Decerto há, e deve haver, exceções ao
princípio -como situações de guerra,
ou talvez umas poucas ameaças imagináveis à segurança nacional. Nesses casos, o motivo do sigilo tem de ser regulamentado e demonstrado, e não ficar ao
arbítrio do funcionário em questão.
Não há razão à vista que justifique enquadrar o incêndio do terceiro protótipo
do foguete VLS (Veículo Lançador de Satélites) entre tais exceções. O programa
espacial brasileiro é pelo menos parcialmente civil, sob a égide de uma repartição civil (a AEB, Agência Espacial Brasileira, ligada ao Ministério da Ciência e
Tecnologia), assim como eram civis os 21
funcionários que morreram no acidente
de 22 de agosto de 2003. Em teoria, pelo
menos, o Ministério da Defesa representa a decisão da sociedade e do Estado de
pôr as corporações militares definitivamente sob comando e controle civis.
Esse ministério dá, no entanto, seguidas demonstrações de que parece acreditar no oposto do princípio civil da publicidade, ao menos no que se refere à investigação do acidente. Talvez pelo fato
de o VLS ser projetado e construído pelo
parceiro militar do programa espacial (o
IAE, Instituto de Aeronáutica e Espaço) e
de o foguete poder ser adaptado para
usos bélicos, nesses quase seis meses de
investigação tudo foi cercado de segredo.

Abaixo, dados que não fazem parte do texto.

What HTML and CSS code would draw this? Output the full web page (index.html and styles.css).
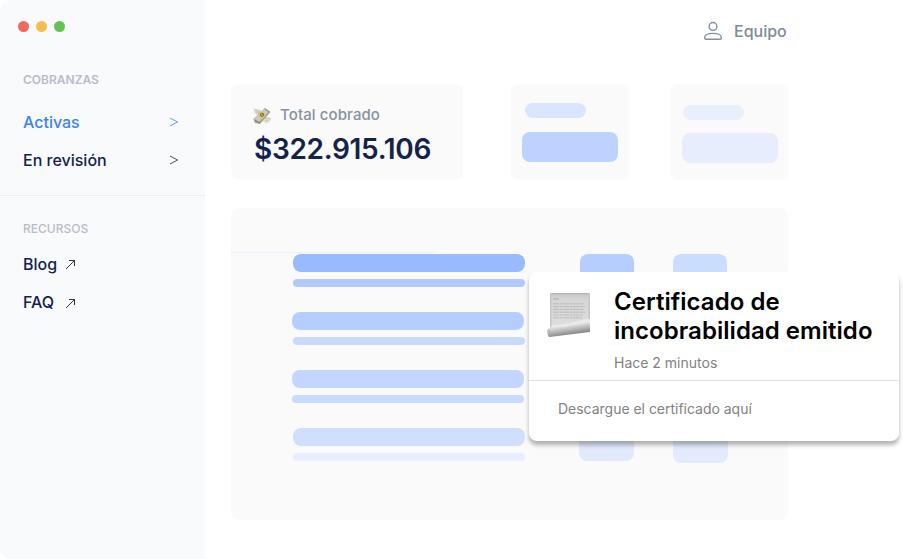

Na sua última manifestação de predileção desmesurada pela auto-suficiência, o
Ministério da Defesa fez distribuir à imprensa um comunicado que daria comichões em Kant (se é que ele algum dia foi
capaz disso), sob o título "Esclarecimento a Propósito de Notícias Relacionadas
ao Acidente com o VLS":
"Com relação a reportagens veiculadas
sobre o acidente com o VLS, em Alcântara, o Ministério da Defesa reitera (já que
vem informando normalmente aos jornalistas interessados) que as notícias divulgadas até o momento tomam por base informações especulativas. A garantia
da informação precisa e não parcial virá
com o texto final do relatório da comissão que investiga o acidente e esse relatório ainda não foi concluído.
"Ou seja, a título de bem informar, esclareça-se:
"- Não há previsão de data da divulgação do relatório sobre o acidente de Alcântara;
"- A Comissão que investiga o acidente
vem trabalhando árdua, mas normalmente, no sentido de oferecer, tão logo
possível, o relatório final;
"- Assim que houver uma data quanto
à divulgação do texto final e oficial, o Ministério da Defesa informará aos órgãos
de imprensa;
"- O Governo tem todo interesse em
prestar esses esclarecimentos à sociedade e com inteira transparência."
Em bom português: fazemos o que
bem entendemos, na hora em que bem
entendemos, e daremos satisfações ao
público se assim bem entendermos e no
momento em que bem entendermos
conveniente. Em nome da transparência, oferecemos cortina de fumaça. E
chamamos de "especulação" as tentativas de descobrir e entender as dificuldades técnicas e disputas entre grupos que
já levaram a várias prorrogações dos trabalhos da comissão de investigação.